• **DATA SEGMENT**
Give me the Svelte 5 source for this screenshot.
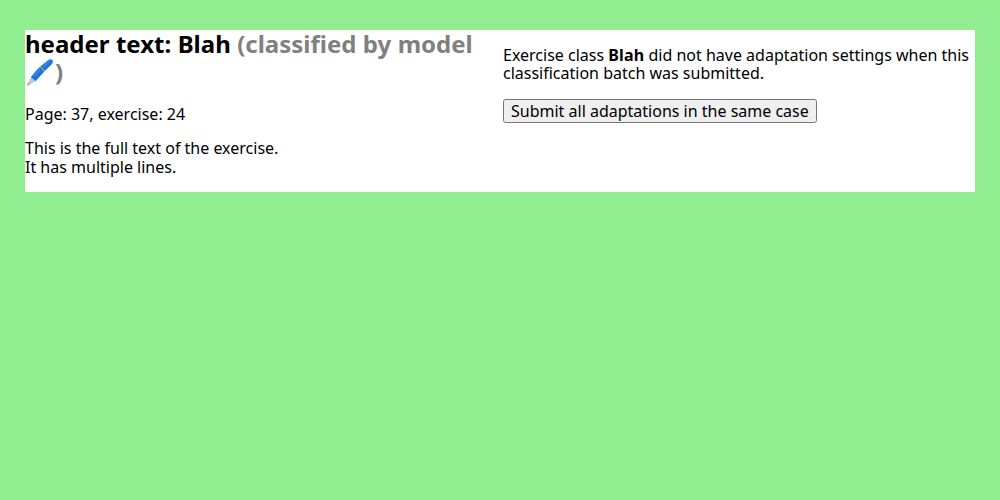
<script>
  const exercise = { page: 37, number: 24, text: 'This is the full text of the exercise.\nIt has multiple lines.' };
</script>

<main>
  <section class="left">
    <h2>header text: Blah <span class="by">(classified by model <svg class="pen" viewBox="0 0 30 28" role="img" aria-label="Edit">
      <path d="M1.9 27.9 3.6 24.3 5.3 26Z" fill="#858585" />
      <path d="M3.2 25 6 19 10.5 23.2 5 26.6Z" fill="#c3c8d0" />
      <path d="M5.8 19.2 Q10.5 13 15.4 8.6 L19.8 13.1 Q15.2 18.3 10.6 23.3Z" fill="#1b75dc" />
      <path d="M15.4 8.6 22.3 3 Q25.7 .7 27.3 2.2 Q28.7 3.9 26.2 6.7 L19.8 13.1Z" fill="#1b75dc" />
      <path d="M9 18 15.3 11.7 M18.3 8.8 24.5 3.9" stroke="#3f93ee" stroke-width="1.1" fill="none" />
      <path d="M15.5 9.1 19.3 13.1" stroke="#a9a052" stroke-width="1.4" />
      <path d="M17.3 6.7 24 1.3 26.8 .9" stroke="#b3bfcc" stroke-width=".9" fill="none" />
    </svg>)</span></h2>
    <p>Page: {exercise.page}, exercise: {exercise.number}</p>
    <p class="full">{exercise.text}</p>
  </section>
  <section class="right">
    <p>Exercise class <b>Blah</b> did not have adaptation settings when this classification batch was submitted.</p>
    <p><button>Submit all adaptations in the same case</button></p>
  </section>
</main>

<style>
  :global(body) { background: lightgreen; }
  main {
    margin: 30px 25px;
    display: grid;
    grid-template-columns: 1fr 1fr;
    gap: 6px;
    background: white;
    color: black;
    font-family: "Noto Sans", sans-serif;
    font-size: 16px;
    line-height: 18.4px;
  }
  section { min-width: 0; }
  h2 { margin: 0 0 19px; font-size: 24px; line-height: 28px; word-spacing: 0.18px; }
  p { margin: 16px 0; }
  b { letter-spacing: 0.15px; }
  .by { color: gray; }
  .pen { width: 30px; height: 28px; vertical-align: top; }
  .full { white-space: pre-wrap; }
  button { font-family: inherit; font-size: 16px; line-height: 18px; padding: 1px 6px; vertical-align: top; }
</style>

• **PROBLEM DESCRIPTION**
Give an exact reproduction of every line, leaving out any picture.

• **SOLUTION FOR THIS TASK**
Give me the Svelte 5 source for this screenshot.
<script>
  const exercise = { page: 37, number: 24, text: 'This is the full text of the exercise.\nIt has multiple lines.' };
</script>

<main>
  <section class="left">
    <h2>header text: Blah <span class="by">(classified by model <svg class="pen" viewBox="0 0 30 28" role="img" aria-label="Edit">
      <path d="M1.9 27.9 3.6 24.3 5.3 26Z" fill="#858585" />
      <path d="M3.2 25 6 19 10.5 23.2 5 26.6Z" fill="#c3c8d0" />
      <path d="M5.8 19.2 Q10.5 13 15.4 8.6 L19.8 13.1 Q15.2 18.3 10.6 23.3Z" fill="#1b75dc" />
      <path d="M15.4 8.6 22.3 3 Q25.7 .7 27.3 2.2 Q28.7 3.9 26.2 6.7 L19.8 13.1Z" fill="#1b75dc" />
      <path d="M9 18 15.3 11.7 M18.3 8.8 24.5 3.9" stroke="#3f93ee" stroke-width="1.1" fill="none" />
      <path d="M15.5 9.1 19.3 13.1" stroke="#a9a052" stroke-width="1.4" />
      <path d="M17.3 6.7 24 1.3 26.8 .9" stroke="#b3bfcc" stroke-width=".9" fill="none" />
    </svg>)</span></h2>
    <p>Page: {exercise.page}, exercise: {exercise.number}</p>
    <p class="full">{exercise.text}</p>
  </section>
  <section class="right">
    <p>Exercise class <b>Blah</b> did not have adaptation settings when this classification batch was submitted.</p>
    <p><button>Submit all adaptations in the same case</button></p>
  </section>
</main>

<style>
  :global(body) { background: lightgreen; }
  main {
    margin: 30px 25px;
    display: grid;
    grid-template-columns: 1fr 1fr;
    gap: 6px;
    background: white;
    color: black;
    font-family: "Noto Sans", sans-serif;
    font-size: 16px;
    line-height: 18.4px;
  }
  section { min-width: 0; }
  h2 { margin: 0 0 19px; font-size: 24px; line-height: 28px; word-spacing: 0.18px; }
  p { margin: 16px 0; }
  b { letter-spacing: 0.15px; }
  .by { color: gray; }
  .pen { width: 30px; height: 28px; vertical-align: top; }
  .full { white-space: pre-wrap; }
  button { font-family: inherit; font-size: 16px; line-height: 18px; padding: 1px 6px; vertical-align: top; }
</style>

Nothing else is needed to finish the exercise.